Wanted! new West Indies team
-- failures, underachievers need not apply

By Donald Duff
Stabroek News
June 2, 1999


"WANTED! New West Indies team. Repeated failures, underachievers, not apply."

Were the West Indies Cricket Board (WICB) to place such an advertisement across the region, few cricket fans would quibble over its placing or wording. Such a measure might actually be applauded by some.

Faced with their latest disastrous performance at the seventh World Cup in England, the general consensus is that the time is opportune for radical reforms in the sport and the West Indies team.

Compiling a new team should take immediate precedence, now that the latest experiment by the selectors has met similar results as those of a not too bright schoolboy attempting to build his first bomb in the school's chemistry laboratory. The resultant explosion (not in the chemistry lab) has had far reaching and wide ranging consequences.

The WICB should immediately organise a retreat at its Antigua headquarters to analyze the recent tour and search for solutions to the way forward for a sport that has been repeatedly shamed by the performance of its representative teams.

The WICB will need to take a critical look at its modus operandi as well as at the performance of its selection panel headed by chairman Mike Findlay. The Board has been guilty of not taking the players' welfare first and foremost into consideration when arranging tours both at home and away.

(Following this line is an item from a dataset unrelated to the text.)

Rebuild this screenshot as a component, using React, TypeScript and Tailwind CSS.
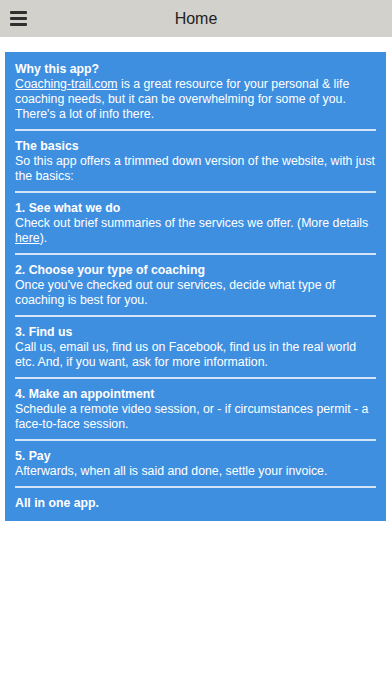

Take for example, the number of games which the team has had to play--to the benefit of WICB coffers--without due regard being shown for the players' welfare. Surely this could be a contributory factor to the teams' indifferent performances.

Theirs is a demanding schedule with little time to recuperate from injury or to be with family members between tours; as was seen in the recent tour to South Africa by the team and Australia's tour of the Caribbean. Then on the heels of the latter, the World Cup.

The selectors lack vision (or perhaps have too much?). Players are selected after one good performance only (Hendy Bryan), while others (Phil Simmons, Keith Arthurton and Stuart Williams) are recycled with great regularity despite their repeated and well documented failures.

It was bad judgement for the selectors to chose their World Cup team so late, thus failing to give players a longer period to adjust to each other on and off the field and to build their confidences.

But perhaps the selectors' greatest failing was their inability to inject new blood into the team. Once a player has established himself in the team he is continually selected regardless of his form.

While it is understood that players tend to lose form now and then, dropping players who perform poorly might cause them to fight hard to regain their place and fight even harder to keep it. A look at South Africa and Pakistan, two of the most successful teams so far at the World Cup, will show that there are many new players around the ages of 22 to 26 years who have been given the opportunity to perform.

South Africa's team includes players like Mark Boucher, 22; Jacques Kallis, 23; Herschelle Gibbs, 25; and Shaun Pollok, 26. Pakistan has exposed an even younger crop of players like Sahid Afridi and Abdul Razzak both 19 years old; Saqlain Mushtaq, 22; Shoaib Akhtar and Azar Mahmood both 24 years old and Yusuf Youhana, 25.

These players have the hunger and the desire to succeed, fuelled by the enthusiasm and the audacity of youth.

It is youths to whom the West Indies selectors will now have to turn to revive the fortunes of the team. But, given the present crop of youngsters around, both the selectors and the public will need patience as success might be long in coming.

In the interim the WICB can turn its attention to the under-15 and under-19 regional tournaments. Reforms should also take into account cricket in schools, especially secondary schools, for it is from here that the nucleus of future West Indies players should emerge.

Of utmost importance will be coaches for all levels of junior cricket so that by the time a player reaches 19 or 20 years old, he is properly schooled in the art of the game and ready to take his place on the West Indies team should an opening present itself.

The Caribbean has always relied more on natural talent as opposed to other countries which tend to favour proper coaching methods for their successes.

With the new millennium imminent, outdated methods (and non-performing members of the West Indies team) should go out of the window. New methods should be incorporated and use made of modern technology and advanced coaching techniques.

This hopefully could result in a better cricket infrastructure and ultimately, a team the region can be proud of.